I never think it will affect me like it did 9 years ago and I’m right to a certain extent. My son’s death does still affect me but in a softer, gentler way.

Cameron Stephenson chose death over life on August 11 in 2005. Do I blame someone? I could blame his dad because he died three years earlier. I could blame the countless mental health professionals he saw in those three years. I could blame myself or my husband or the dog but all that would be silly as we all tried to save Cameron.

His friends might even blame themselves. We all missed signs that Cameron was seriously depressed. 

Nope – no blame because God gave each of us the ability to end our existence in the world. Was my son thinking clearly? No, he was not. He was using meth heavily that summer, that week, that night. 

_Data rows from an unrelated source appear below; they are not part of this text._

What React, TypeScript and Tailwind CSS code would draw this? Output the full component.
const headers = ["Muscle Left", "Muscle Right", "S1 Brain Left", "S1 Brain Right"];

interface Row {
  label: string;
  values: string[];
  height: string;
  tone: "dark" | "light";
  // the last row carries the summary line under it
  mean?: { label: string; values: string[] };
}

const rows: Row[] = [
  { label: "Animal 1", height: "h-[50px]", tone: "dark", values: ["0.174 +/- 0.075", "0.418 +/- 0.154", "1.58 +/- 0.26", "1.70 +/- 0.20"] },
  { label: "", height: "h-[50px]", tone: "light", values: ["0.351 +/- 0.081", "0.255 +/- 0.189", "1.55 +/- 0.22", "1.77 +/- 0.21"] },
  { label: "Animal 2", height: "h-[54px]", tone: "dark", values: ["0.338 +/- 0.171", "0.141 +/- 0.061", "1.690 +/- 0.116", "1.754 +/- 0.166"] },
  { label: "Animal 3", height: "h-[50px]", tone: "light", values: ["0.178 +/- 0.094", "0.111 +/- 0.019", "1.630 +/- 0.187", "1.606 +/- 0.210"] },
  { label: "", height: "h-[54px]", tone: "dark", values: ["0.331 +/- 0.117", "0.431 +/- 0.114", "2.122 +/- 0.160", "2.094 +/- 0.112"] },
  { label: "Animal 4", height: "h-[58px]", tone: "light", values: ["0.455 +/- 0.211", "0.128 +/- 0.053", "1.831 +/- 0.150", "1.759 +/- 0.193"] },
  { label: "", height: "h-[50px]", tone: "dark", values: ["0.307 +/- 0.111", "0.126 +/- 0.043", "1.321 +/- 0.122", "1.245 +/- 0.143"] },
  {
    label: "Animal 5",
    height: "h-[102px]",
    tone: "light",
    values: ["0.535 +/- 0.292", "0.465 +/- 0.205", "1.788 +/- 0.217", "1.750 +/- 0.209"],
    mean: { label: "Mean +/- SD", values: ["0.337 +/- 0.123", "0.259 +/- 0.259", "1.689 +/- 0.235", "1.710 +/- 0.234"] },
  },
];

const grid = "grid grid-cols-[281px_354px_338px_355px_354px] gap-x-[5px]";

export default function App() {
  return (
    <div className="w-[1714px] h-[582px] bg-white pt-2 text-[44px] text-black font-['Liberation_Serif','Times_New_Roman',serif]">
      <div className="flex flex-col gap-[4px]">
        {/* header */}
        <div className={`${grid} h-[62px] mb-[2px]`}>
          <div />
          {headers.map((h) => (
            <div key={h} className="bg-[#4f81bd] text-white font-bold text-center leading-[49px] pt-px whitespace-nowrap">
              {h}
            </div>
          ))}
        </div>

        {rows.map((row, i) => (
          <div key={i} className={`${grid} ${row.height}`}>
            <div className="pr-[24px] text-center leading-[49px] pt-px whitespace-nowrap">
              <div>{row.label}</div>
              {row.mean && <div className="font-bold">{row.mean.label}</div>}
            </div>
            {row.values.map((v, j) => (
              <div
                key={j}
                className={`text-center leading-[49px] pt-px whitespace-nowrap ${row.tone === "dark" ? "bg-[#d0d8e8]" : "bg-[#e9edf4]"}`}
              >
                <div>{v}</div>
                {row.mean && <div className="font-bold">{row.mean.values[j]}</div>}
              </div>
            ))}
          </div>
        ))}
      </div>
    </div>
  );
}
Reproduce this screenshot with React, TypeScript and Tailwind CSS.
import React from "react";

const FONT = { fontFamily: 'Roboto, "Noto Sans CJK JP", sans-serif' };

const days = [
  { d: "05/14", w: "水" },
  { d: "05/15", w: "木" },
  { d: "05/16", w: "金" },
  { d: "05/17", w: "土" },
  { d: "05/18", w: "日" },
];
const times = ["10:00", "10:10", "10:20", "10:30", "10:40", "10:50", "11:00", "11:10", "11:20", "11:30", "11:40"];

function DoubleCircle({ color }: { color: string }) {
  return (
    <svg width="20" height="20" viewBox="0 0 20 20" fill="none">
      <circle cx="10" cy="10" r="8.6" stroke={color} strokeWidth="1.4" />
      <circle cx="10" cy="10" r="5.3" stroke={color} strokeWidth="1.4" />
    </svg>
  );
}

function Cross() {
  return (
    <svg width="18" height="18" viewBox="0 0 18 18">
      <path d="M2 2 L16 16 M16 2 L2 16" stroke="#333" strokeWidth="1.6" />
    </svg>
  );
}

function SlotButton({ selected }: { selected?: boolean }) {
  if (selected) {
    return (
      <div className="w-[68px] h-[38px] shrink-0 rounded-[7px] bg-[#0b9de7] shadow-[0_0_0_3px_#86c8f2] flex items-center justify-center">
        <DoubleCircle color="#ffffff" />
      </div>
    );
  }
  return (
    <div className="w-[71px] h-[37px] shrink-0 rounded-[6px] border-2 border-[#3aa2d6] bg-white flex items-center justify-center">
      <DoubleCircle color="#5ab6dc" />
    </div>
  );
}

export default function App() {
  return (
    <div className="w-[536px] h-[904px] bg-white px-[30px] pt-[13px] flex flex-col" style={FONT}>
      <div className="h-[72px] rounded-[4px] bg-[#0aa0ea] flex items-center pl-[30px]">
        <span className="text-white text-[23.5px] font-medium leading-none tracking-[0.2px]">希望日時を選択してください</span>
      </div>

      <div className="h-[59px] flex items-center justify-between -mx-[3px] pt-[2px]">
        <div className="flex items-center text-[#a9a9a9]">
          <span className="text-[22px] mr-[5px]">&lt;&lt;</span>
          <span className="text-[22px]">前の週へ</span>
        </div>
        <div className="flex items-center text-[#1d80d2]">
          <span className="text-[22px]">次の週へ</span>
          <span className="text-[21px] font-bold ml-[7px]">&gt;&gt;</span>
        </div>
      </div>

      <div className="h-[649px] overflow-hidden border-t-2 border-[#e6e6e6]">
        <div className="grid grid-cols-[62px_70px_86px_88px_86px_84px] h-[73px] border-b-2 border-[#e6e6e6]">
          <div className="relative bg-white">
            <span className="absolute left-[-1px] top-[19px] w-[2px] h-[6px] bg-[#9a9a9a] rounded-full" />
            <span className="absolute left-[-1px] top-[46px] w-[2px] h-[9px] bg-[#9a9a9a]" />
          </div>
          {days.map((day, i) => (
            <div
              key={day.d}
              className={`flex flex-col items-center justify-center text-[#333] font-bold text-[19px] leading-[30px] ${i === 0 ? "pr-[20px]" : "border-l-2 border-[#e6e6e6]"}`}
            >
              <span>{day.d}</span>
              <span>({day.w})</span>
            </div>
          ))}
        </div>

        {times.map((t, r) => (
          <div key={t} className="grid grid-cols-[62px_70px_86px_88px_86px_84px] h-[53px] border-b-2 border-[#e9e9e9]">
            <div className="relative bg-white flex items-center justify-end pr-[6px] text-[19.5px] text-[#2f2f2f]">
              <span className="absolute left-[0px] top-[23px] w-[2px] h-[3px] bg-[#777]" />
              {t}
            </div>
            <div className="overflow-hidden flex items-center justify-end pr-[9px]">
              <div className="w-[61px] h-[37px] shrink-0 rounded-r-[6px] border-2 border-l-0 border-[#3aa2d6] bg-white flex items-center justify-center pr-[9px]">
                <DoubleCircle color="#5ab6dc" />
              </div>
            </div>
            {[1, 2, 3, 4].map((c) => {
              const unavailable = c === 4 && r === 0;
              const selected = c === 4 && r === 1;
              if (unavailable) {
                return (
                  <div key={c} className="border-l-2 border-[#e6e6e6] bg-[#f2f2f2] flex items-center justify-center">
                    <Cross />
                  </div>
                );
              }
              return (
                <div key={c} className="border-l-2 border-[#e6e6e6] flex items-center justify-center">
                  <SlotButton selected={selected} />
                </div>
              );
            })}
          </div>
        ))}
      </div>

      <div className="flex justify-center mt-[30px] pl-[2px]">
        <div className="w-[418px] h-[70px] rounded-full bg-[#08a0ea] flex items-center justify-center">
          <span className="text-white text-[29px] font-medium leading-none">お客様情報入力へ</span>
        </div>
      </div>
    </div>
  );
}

No, I’m not blaming anyone! Blame does not bring him back. Love doesn’t bring him back. Pleading won’t bring him back. Nothing will.

I remember pleading with Cameron that fateful morning while trying to loosen the rope’s hold on my son’s neck, “Cameron! Don’t leave me! I’ll do anything! Please don’t leave me!” Nothing worked to save my only child, now an adult.

Such a beautiful person. Such fun. Such a wonderful smile, when he shared it.

But Cameron was diagnosed with major depression after his dad died. And drug and alcohol abuse followed.

It took me several years to determine how I could prevent suicides among teens and others. Then I remembered that Cameron’s depression started after his dad’s death. I had to help others learn how to manage the pain of death so they wouldn’t want to end their lives. I founded the Shore Grief Center to do just that.

The grief created by a suicide or child’s death is much harder to bear than when an adult dies by natural causes. I’ve experienced that type of loss as well and it is not as searing as the death of my son. White, hot searing to my heart and entire being. (This topic to be continued in a future book if I can ever face those pages again.)

I will survive Cameron’s 9th anniversary of his death tomorrow even though it will be painful. I might take a mental health day off from work so I can take a walk in the woods with my dog to remember Cameron.

Or maybe I’ll go to some places that will bring back happy memories of him growing up in Raleigh with me. I might even re-visit his personal items with a candle lit in his memory. Or turn on his computer and read some of his writings.

Whatever I do, it will be in sad memory of the day he left me to create new memories without him.